There’s a fairly low bar to establishing “bare competency” on the part of the testator, said Tom Abendroth, an estates lawyer at Schiff Hardin in Chicago.

“A person can be suffering from forms of dementia or Alzheimer’s, but are signing in a lucid moment,” he said. “If the challenger can’t prove that they had no idea what they were doing, they would probably be found competent.”

Undue influence is an easier case to make for someone challenging the will, he said. For example, if the person benefiting from the change was instrumental in procuring it, the new will might be thrown out.

“People who are in a position of influence over the person’s caretaking, where the will changes in their favor, it’s going to smell fishy,” said David Handler, an estate attorney and partner at Kirkland & Ellis. “The change needs to be of their own free will or else any will that was signed by that person, or purported to be signed, is invalid. The hard part is the primary witness is dead. So you don’t know what conversation took place. This is why you have witnesses to wills.”

A classic element of procurement of procurement of the will by someone who stands to benefit from it “is the situation where the child takes the parent to the child’s lawyer or a new lawyer and says, ‘Mom needs a new will,’” Abendroth said . “That person presumably has benefited from the change and literally walked mom down the lawyer, who being new to the client won’t know something’s up.”

Such cases are often settled out of court. “Most often, you give them some amount of money to walk away, said Deborah Dunn, a partner at Kirkland & Ellis.”

She said sometimes the fight is really an emotional issue and the money doesn’t really matter. She cited a case where a brother and sister battled over a company held in trust.

“It was getting to the point where the only people who won were the lawyers,” Dunn said. “Sometimes they don’t care if they go broke trying to win.”

The best protection against such battles is a quarterly or annual meeting with the family and the family’s advisors, said Martin Shenkman of the eponymous firm in Paramus N.J. “That’s the least expensive way to do it,” he said.

He suggested the family meets once a year with the appropriate advisors, corporate and estate attorneys, accountants, insurance agents and financial planners to make sure everyone understands the game plan. Then if there’s a change, favoring one party, “there’s a group there witnessing it,” he said. “If they’re seeing that the testator is becoming more frail, perhaps it makes sense to re-sign another will in a month. Get daylight in there, make it known.” He points out that you don’t have to be wealthy to meet with your lawyer, attorney or accountant once a year and clean up any loose ends.

Advisors and estate attorneys who have had a longstanding relationship with clients can help if there’s a sudden will change toward the end of life as long as they know about it.
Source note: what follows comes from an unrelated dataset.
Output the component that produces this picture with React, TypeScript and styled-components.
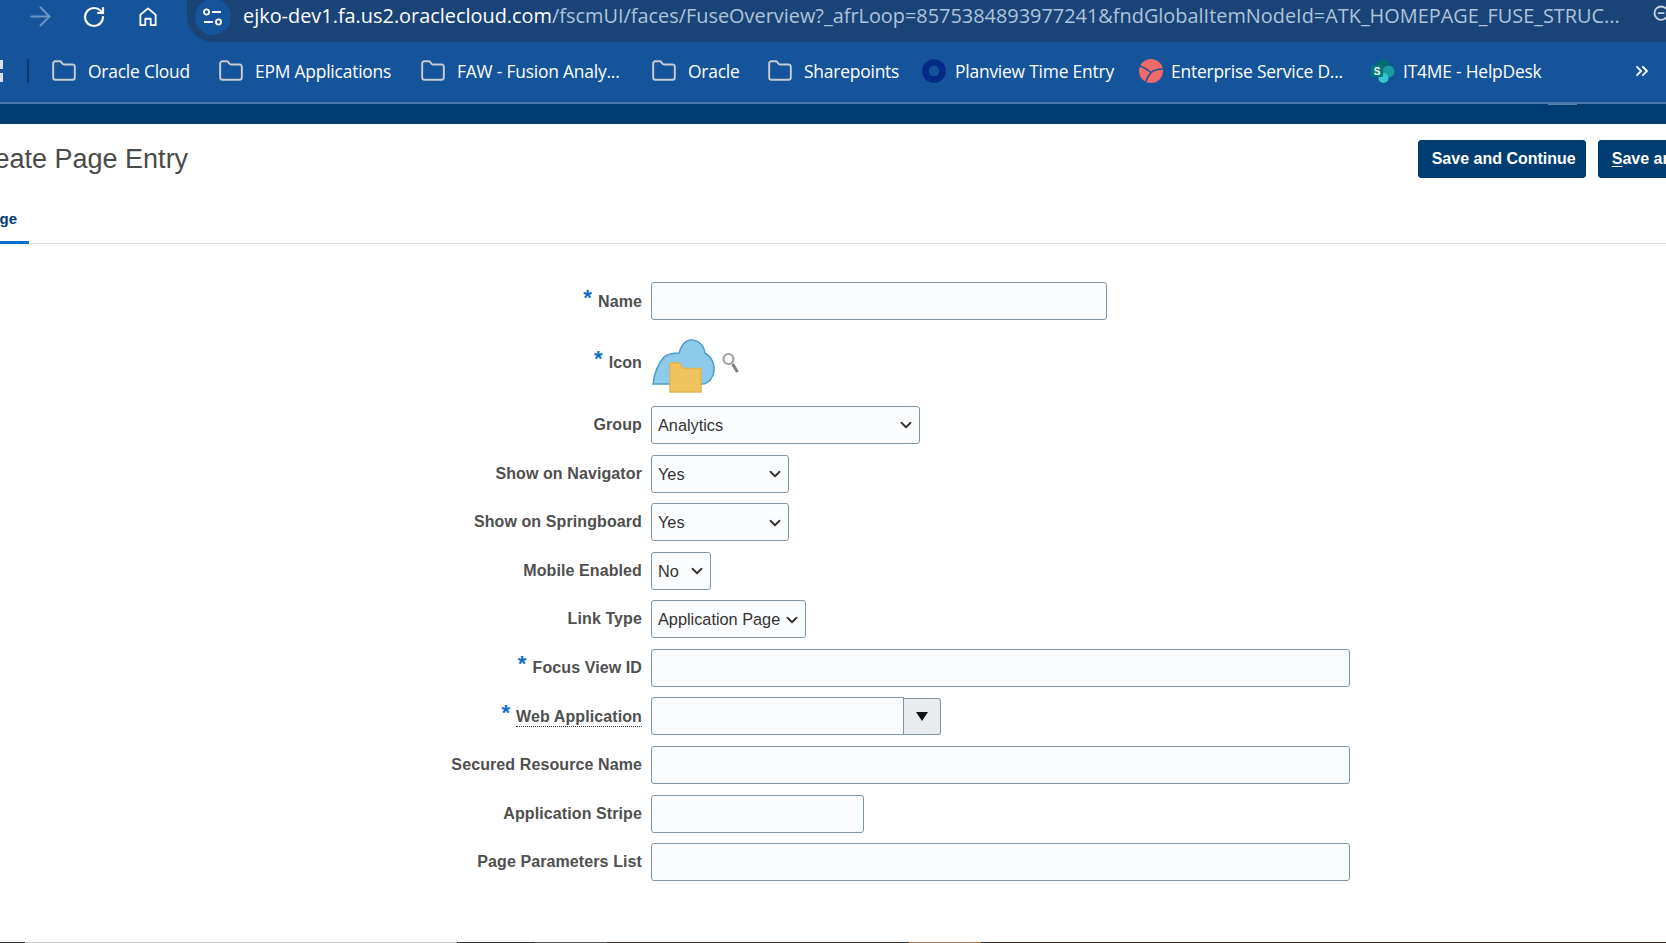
import React from 'react'
import styled, { createGlobalStyle } from 'styled-components'
import { ArrowRight, ChevronDown, ChevronsRight, Folder, RotateCw, ZoomOut } from 'lucide-react'

const GlobalStyle = createGlobalStyle`
  html, body {
    margin: 0;
    padding: 0;
    height: 100%;
    overflow: hidden;
    background: #ffffff;
  }
  #root {
    height: 100%;
  }
`

const Page = styled.div`
  display: flex;
  flex-direction: column;
  width: 1666px;
  height: 943px;
  overflow: hidden;
`

const Toolbar = styled.div`
  display: flex;
  flex: none;
  align-items: flex-start;
  height: 42px;
  padding-left: 31px;
  background: #15539a;
`

const NavButton = styled.div<{ $gap?: number }>`
  display: flex;
  flex: none;
  align-items: center;
  justify-content: center;
  width: 18px;
  height: 33px;
  margin-right: ${(p) => p.$gap ?? 36}px;
  color: #ffffff;
`

const AddressBar = styled.div`
  display: flex;
  flex: 1;
  align-items: flex-start;
  min-width: 0;
  height: 42px;
  margin-left: -6px;
  padding-left: 8px;
  border-radius: 0 0 0 26px;
  background: #1a4477;
`

const TuneBadge = styled.div`
  display: flex;
  flex: none;
  align-items: center;
  justify-content: center;
  width: 36px;
  height: 36px;
  margin-top: -1px;
  border-radius: 50%;
  background: #15539a;
`

const Url = styled.div`
  flex: none;
  width: 1385px;
  margin-left: 12px;
  overflow: hidden;
  font-family: 'Open Sans', sans-serif;
  font-size: 19.9px;
  line-height: 32px;
  white-space: nowrap;
  color: #aec3dc;
`

const UrlHost = styled.span`
  color: #ffffff;
`

const ZoomSlot = styled.div`
  display: flex;
  flex: none;
  align-items: center;
  height: 28px;
  margin-left: 24px;
  color: #c3d2e4;
`

const Bookmarks = styled.div`
  display: flex;
  flex: none;
  align-items: center;
  height: 58px;
  padding-bottom: 2px;
  border-bottom: 2px solid #4a78ad;
  background: #15539a;
`

const AppsGlyph = styled.div`
  flex: none;
  width: 3px;
  height: 22px;
  margin-right: 24px;
  background: repeating-linear-gradient(#d6dfea 0 9px, transparent 9px 13px);
`

const Separator = styled.div`
  flex: none;
  width: 2px;
  height: 24px;
  margin-right: 22px;
  background: #0c3a70;
`

const Bookmark = styled.div<{ $width: number; $iconGap?: number }>`
  display: flex;
  flex: none;
  align-items: center;
  gap: ${(p) => p.$iconGap ?? 11}px;
  width: ${(p) => p.$width}px;
  font-family: 'Open Sans', sans-serif;
  font-size: 17.4px;
  letter-spacing: -0.2px;
  white-space: nowrap;
  color: #ffffff;
`

const FolderIcon = styled(Folder)`
  flex: none;
  color: #c6ccd3;
`

const MoreButton = styled.div`
  display: flex;
  flex: none;
  align-items: center;
  margin-left: 74px;
  color: #ffffff;
`

const BrandBand = styled.div`
  display: flex;
  flex: none;
  justify-content: flex-end;
  height: 20px;
  padding-right: 89px;
  background: #003d73;
`

const BandMark = styled.div`
  width: 29px;
  height: 1px;
  background: #5a7fa8;
`

const Content = styled.main`
  display: flex;
  flex: 1;
  flex-direction: column;
  min-height: 0;
  background: #ffffff;
`

const Header = styled.div`
  display: flex;
  flex: none;
  align-items: flex-start;
  height: 85px;
  padding-top: 16px;
  box-sizing: border-box;
`

const Title = styled.h1`
  flex: none;
  margin: 2px 0 0 -34px;
  font-family: 'Liberation Sans', Arial, sans-serif;
  font-size: 27px;
  font-weight: 400;
  line-height: 34px;
  color: #4a4a4a;
`

const Actions = styled.div`
  display: flex;
  flex: none;
  gap: 12px;
  margin-left: auto;
  margin-right: -74px;
`

const ActionButton = styled.button`
  height: 38px;
  padding: 0 9px 0 13px;
  border: 1px solid #003d73;
  border-radius: 3px;
  background: #003d73;
  font-family: 'Liberation Sans', Arial, sans-serif;
  font-size: 16px;
  font-weight: 700;
  color: #ffffff;
  u {
    text-underline-offset: 2px;
  }
`

const TabBar = styled.div`
  flex: none;
  height: 34px;
  border-bottom: 1.5px solid #d9dce0;
`

const Tab = styled.div`
  display: flex;
  justify-content: flex-end;
  box-sizing: border-box;
  width: 29px;
  height: 35px;
  padding-right: 12px;
  overflow: hidden;
  border-bottom: 3px solid #0f6cc9;
  font-family: 'Liberation Sans', Arial, sans-serif;
  font-size: 15px;
  font-weight: 700;
  line-height: 20px;
  color: #003d73;
`

const Form = styled.form`
  display: flex;
  flex-direction: column;
  gap: 10.6px;
  padding-top: 38px;
`

const Row = styled.div<{ $height?: number }>`
  display: grid;
  grid-template-columns: 642px 1fr;
  column-gap: 9px;
  align-items: center;
  height: ${(p) => p.$height ?? 38}px;
`

const Label = styled.label`
  display: flex;
  justify-content: flex-end;
  align-items: baseline;
  font-family: 'Liberation Sans', Arial, sans-serif;
  font-size: 16px;
  font-weight: 700;
  letter-spacing: 0.1px;
  color: #4f4f4f;
`

const Required = styled.span`
  margin-right: 6px;
  font-size: 22px;
  line-height: 16px;
  color: #0f6cc9;
  transform: translateY(-2px);
`

const HintText = styled.span`
  border-bottom: 1px dotted #333333;
  line-height: 18px;
`

const TextInput = styled.input<{ $width: number }>`
  box-sizing: border-box;
  display: block;
  width: ${(p) => p.$width}px;
  height: 38px;
  padding: 0 6px;
  border: 1px solid #7d95a3;
  border-radius: 3px;
  background: #fbfcfe;
`

const Select = styled.div<{ $width: number }>`
  box-sizing: border-box;
  display: flex;
  align-items: center;
  justify-content: space-between;
  width: ${(p) => p.$width}px;
  height: 38px;
  padding: 1px 4px 0 6px;
  border: 1px solid #7d95a3;
  border-radius: 3px;
  background: #fbfcfe;
  font-family: 'Liberation Sans', Arial, sans-serif;
  font-size: 16.3px;
  color: #333333;
`

const Combo = styled.div`
  display: flex;
  align-items: stretch;
  margin-top: -1px;
`

const ComboInput = styled(TextInput)`
  border-radius: 3px 0 0 3px;
`

const ComboButton = styled.div`
  box-sizing: border-box;
  display: flex;
  flex: none;
  align-items: center;
  justify-content: center;
  width: 37px;
  height: 37px;
  margin-top: 1px;
  border: 1px solid #7d95a3;
  border-left: 0;
  border-radius: 0 3px 3px 0;
  background: #e8ecef;
`

const IconField = styled.div`
  display: flex;
  align-items: flex-start;
  gap: 6px;
  height: 55px;
  margin: 7px 0 0 1px;
`

const SearchSlot = styled.div`
  flex: none;
  margin-top: 13px;
`

const BottomStrip = styled.div`
  display: flex;
  flex: none;
  height: 1px;
`

const StripPart = styled.div<{ $color: string; $width?: number }>`
  flex: ${(p) => (p.$width ? 'none' : '1')};
  width: ${(p) => p.$width ?? 0}px;
  background: ${(p) => p.$color};
`

function HomeIcon() {
  return (
    <svg width="20" height="21" viewBox="0 0 20 21" fill="none" stroke="#fff" strokeWidth="2">
      <path d="M1.5 8.5 10 1.5l8.5 7V20H13v-7H7v7H1.5z" strokeLinejoin="round" />
    </svg>
  )
}

function TuneIcon() {
  return (
    <svg width="20" height="20" viewBox="0 0 20 20" fill="none" stroke="#fff" strokeWidth="1.8">
      <circle cx="3.5" cy="5" r="2.6" />
      <path d="M9 5h9M1 15h9" />
      <circle cx="15.5" cy="15" r="2.6" />
    </svg>
  )
}

function PlanviewIcon() {
  return (
    <svg width="24" height="24" viewBox="0 0 24 24" fill="none">
      <circle cx="12" cy="12" r="8.6" stroke="#022a86" strokeWidth="6.5" />
    </svg>
  )
}

function ServiceDeskIcon() {
  return (
    <svg width="24" height="24" viewBox="0 0 24 24">
      <circle cx="12" cy="12" r="12" fill="#f2696a" />
      <path
        d="M0 6.5C4 8 8 10 12 13.5 15 11 19 10 24 10M12 13.5C10 16 8 19 6.5 23"
        fill="none"
        stroke="#15539a"
        strokeWidth="1.6"
      />
    </svg>
  )
}

function SharePointIcon() {
  return (
    <svg width="24" height="24" viewBox="0 0 24 24">
      <circle cx="12" cy="7.5" r="7" fill="#036c70" />
      <circle cx="17.5" cy="12.5" r="6" fill="#1a9ba1" />
      <circle cx="12.5" cy="19" r="5" fill="#37c6d0" />
      <rect x="0" y="6" width="12" height="12" rx="1" fill="#03787c" />
      <text x="6" y="15.5" textAnchor="middle" fontFamily="Liberation Sans" fontSize="10" fontWeight="700" fill="#fff">
        S
      </text>
    </svg>
  )
}

function CloudFolderIcon() {
  return (
    <svg width="64" height="55" viewBox="0 0 64 55">
      <path
        d="M1 45C2 36 5 26 12 18 16 15 22 14 27 14 29 6 34 1 39 1 46 1 52 6 53 14 60 18 63 26 62 32 61 39 57 45 50 45Z"
        fill="#8ccbeb"
        stroke="#4f9cc6"
        strokeWidth="1.5"
      />
      <path d="M18 24h10l3 5.5h18V53H18z" fill="#f0c45c" stroke="#e2b357" strokeWidth="1.5" />
    </svg>
  )
}

function SearchIcon() {
  return (
    <svg width="17" height="22" viewBox="0 0 17 22" fill="none">
      <circle cx="6.5" cy="7" r="5" stroke="#a0a0a0" strokeWidth="2.2" />
      <path d="m10.5 12 5 8" stroke="#7f7f7f" strokeWidth="3" />
    </svg>
  )
}

function CaretIcon() {
  return (
    <svg width="14" height="11" viewBox="0 0 14 11">
      <path d="M1 1h12L7 10z" fill="#111" />
    </svg>
  )
}

const folders = [
  { name: 'Oracle Cloud', width: 167 },
  { name: 'EPM Applications', width: 202 },
  { name: 'FAW - Fusion Analy...', width: 231 },
  { name: 'Oracle', width: 116 },
]

function Caret() {
  return <ChevronDown size={18} strokeWidth={2.4} color="#333" />
}

export default function App() {
  return (
    <Page>
      <GlobalStyle />
      <Toolbar>
        <NavButton>
          <ArrowRight size={31} strokeWidth={1.5} color="#6f94c0" style={{ flex: 'none' }} />
        </NavButton>
        <NavButton>
          <RotateCw size={24} strokeWidth={2.2} style={{ flex: 'none' }} />
        </NavButton>
        <NavButton $gap={36}>
          <HomeIcon />
        </NavButton>
        <AddressBar>
          <TuneBadge>
            <TuneIcon />
          </TuneBadge>
          <Url>
            <UrlHost>ejko-dev1.fa.us2.oraclecloud.com</UrlHost>
            /fscmUI/faces/FuseOverview?_afrLoop=8575384893977241&amp;fndGlobalItemNodeId=ATK_HOMEPAGE_FUSE_STRUC...
          </Url>
          <ZoomSlot>
            <ZoomOut size={20} strokeWidth={2.2} />
          </ZoomSlot>
        </AddressBar>
      </Toolbar>

      <Bookmarks>
        <AppsGlyph />
        <Separator />
        {folders.map((f) => (
          <Bookmark key={f.name} $width={f.width}>
            <FolderIcon size={26} strokeWidth={1.8} />
            {f.name}
          </Bookmark>
        ))}
        <Bookmark $width={155}>
          <FolderIcon size={26} strokeWidth={1.8} />
          Sharepoints
        </Bookmark>
        <Bookmark $width={217} $iconGap={9}>
          <PlanviewIcon />
          Planview Time Entry
        </Bookmark>
        <Bookmark $width={232} $iconGap={8}>
          <ServiceDeskIcon />
          Enterprise Service D...
        </Bookmark>
        <Bookmark $width={187} $iconGap={8}>
          <SharePointIcon />
          IT4ME - HelpDesk
        </Bookmark>
        <MoreButton>
          <ChevronsRight size={20} strokeWidth={2.2} />
        </MoreButton>
      </Bookmarks>

      <BrandBand>
        <BandMark />
      </BrandBand>

      <Content>
        <Header>
          <Title>Create Page Entry</Title>
          <Actions>
            <ActionButton>Save and Continue</ActionButton>
            <ActionButton>
              <u>S</u>ave and Close
            </ActionButton>
          </Actions>
        </Header>
        <TabBar>
          <Tab>Page</Tab>
        </TabBar>

        <Form>
          <Row>
            <Label>
              <Required>*</Required>Name
            </Label>
            <TextInput $width={456} />
          </Row>
          <Row $height={64.8}>
            <Label>
              <Required>*</Required>Icon
            </Label>
            <IconField>
              <CloudFolderIcon />
              <SearchSlot>
                <SearchIcon />
              </SearchSlot>
            </IconField>
          </Row>
          <Row>
            <Label>Group</Label>
            <Select $width={269}>
              Analytics
              <Caret />
            </Select>
          </Row>
          <Row>
            <Label>Show on Navigator</Label>
            <Select $width={138}>
              Yes
              <Caret />
            </Select>
          </Row>
          <Row>
            <Label>Show on Springboard</Label>
            <Select $width={138}>
              Yes
              <Caret />
            </Select>
          </Row>
          <Row>
            <Label>Mobile Enabled</Label>
            <Select $width={60}>
              No
              <Caret />
            </Select>
          </Row>
          <Row>
            <Label>Link Type</Label>
            <Select $width={155}>
              Application Page
              <Caret />
            </Select>
          </Row>
          <Row>
            <Label>
              <Required>*</Required>Focus View ID
            </Label>
            <TextInput $width={699} />
          </Row>
          <Row>
            <Label>
              <Required>*</Required>
              <HintText>Web Application</HintText>
            </Label>
            <Combo>
              <ComboInput $width={253} />
              <ComboButton>
                <CaretIcon />
              </ComboButton>
            </Combo>
          </Row>
          <Row>
            <Label>Secured Resource Name</Label>
            <TextInput $width={699} />
          </Row>
          <Row>
            <Label>Application Stripe</Label>
            <TextInput $width={213} />
          </Row>
          <Row>
            <Label>Page Parameters List</Label>
            <TextInput $width={699} />
          </Row>
        </Form>
      </Content>

      <BottomStrip>
        <StripPart $color="#333" $width={25} />
        <StripPart $color="#c8c8c8" $width={432} />
        <StripPart $color="#333" $width={77} />
        <StripPart $color="#555" $width={73} />
        <StripPart $color="#3a3530" $width={302} />
        <StripPart $color="#b0713a" $width={72} />
        <StripPart $color="#3a2e28" />
      </BottomStrip>
    </Page>
  )
}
“If the client calls me and says I changed my mind and suddenly I want to do this, and I know that they are extremely elderly or dying, I would ask what’s going on,” said Abendroth. “I would want to sit down with them and would certainly refuse to do anything if it’s coming form another family member or someone from the family office who calls and says he wants to make the change. I don’t want to hear that indirectly. I want to look the client in the eye, any lawyer should rightly be suspicious.”

He added that the financial advisor may be the person who has the long-term relationship and can be a sounding board to the estates attorney and be the one to sit down with the client and explore the situation with a little more depth.